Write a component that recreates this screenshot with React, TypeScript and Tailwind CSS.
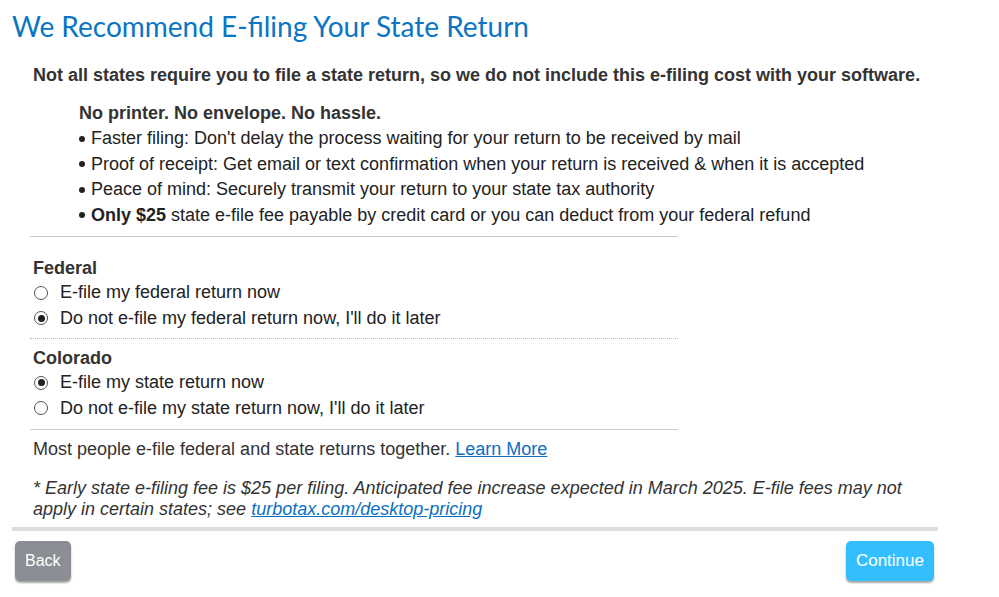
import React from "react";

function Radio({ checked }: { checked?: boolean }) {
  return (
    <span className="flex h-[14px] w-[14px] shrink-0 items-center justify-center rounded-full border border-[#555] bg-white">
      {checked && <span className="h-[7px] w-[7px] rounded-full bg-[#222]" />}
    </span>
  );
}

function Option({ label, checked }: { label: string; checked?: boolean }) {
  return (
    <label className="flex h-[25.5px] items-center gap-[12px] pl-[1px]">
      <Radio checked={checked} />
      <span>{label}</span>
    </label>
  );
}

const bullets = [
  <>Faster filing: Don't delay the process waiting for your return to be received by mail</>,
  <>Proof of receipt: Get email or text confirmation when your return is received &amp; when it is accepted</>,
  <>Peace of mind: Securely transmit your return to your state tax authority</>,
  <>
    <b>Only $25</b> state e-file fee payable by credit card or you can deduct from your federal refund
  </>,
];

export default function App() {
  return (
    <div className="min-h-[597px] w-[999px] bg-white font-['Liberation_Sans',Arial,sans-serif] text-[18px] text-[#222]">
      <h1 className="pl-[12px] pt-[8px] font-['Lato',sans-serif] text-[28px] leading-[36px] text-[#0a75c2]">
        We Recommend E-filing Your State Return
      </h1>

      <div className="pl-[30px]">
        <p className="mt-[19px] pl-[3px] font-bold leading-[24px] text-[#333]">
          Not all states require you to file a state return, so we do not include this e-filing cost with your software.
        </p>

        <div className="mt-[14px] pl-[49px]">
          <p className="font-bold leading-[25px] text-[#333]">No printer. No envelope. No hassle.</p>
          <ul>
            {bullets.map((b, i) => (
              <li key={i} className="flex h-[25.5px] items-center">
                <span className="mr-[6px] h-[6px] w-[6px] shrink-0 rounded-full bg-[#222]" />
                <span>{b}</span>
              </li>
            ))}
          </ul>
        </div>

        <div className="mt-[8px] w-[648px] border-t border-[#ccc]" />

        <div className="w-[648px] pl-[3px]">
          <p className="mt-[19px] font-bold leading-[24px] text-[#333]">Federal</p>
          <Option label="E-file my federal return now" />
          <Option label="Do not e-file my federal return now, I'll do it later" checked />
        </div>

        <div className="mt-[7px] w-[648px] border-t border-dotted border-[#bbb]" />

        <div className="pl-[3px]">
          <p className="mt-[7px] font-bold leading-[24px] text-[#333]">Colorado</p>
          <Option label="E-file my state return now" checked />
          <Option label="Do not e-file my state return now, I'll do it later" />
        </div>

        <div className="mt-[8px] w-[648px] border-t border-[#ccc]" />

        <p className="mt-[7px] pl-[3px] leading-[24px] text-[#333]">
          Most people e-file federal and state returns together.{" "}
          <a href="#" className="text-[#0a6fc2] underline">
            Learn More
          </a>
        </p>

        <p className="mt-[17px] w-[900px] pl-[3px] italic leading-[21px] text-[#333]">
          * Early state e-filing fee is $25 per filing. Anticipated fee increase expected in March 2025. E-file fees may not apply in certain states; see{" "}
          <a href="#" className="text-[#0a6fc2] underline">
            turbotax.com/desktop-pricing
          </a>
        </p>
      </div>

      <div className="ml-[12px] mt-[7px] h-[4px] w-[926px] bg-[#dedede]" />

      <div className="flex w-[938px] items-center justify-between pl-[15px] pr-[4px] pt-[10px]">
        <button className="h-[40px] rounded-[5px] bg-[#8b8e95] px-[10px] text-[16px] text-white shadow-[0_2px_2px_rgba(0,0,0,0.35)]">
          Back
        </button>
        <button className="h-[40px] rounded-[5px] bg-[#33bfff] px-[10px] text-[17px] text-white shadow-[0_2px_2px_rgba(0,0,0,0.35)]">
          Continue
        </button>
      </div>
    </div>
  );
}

— Aim —
State how many lines include the string "React". Give no other information.

— Result for this exercise —
2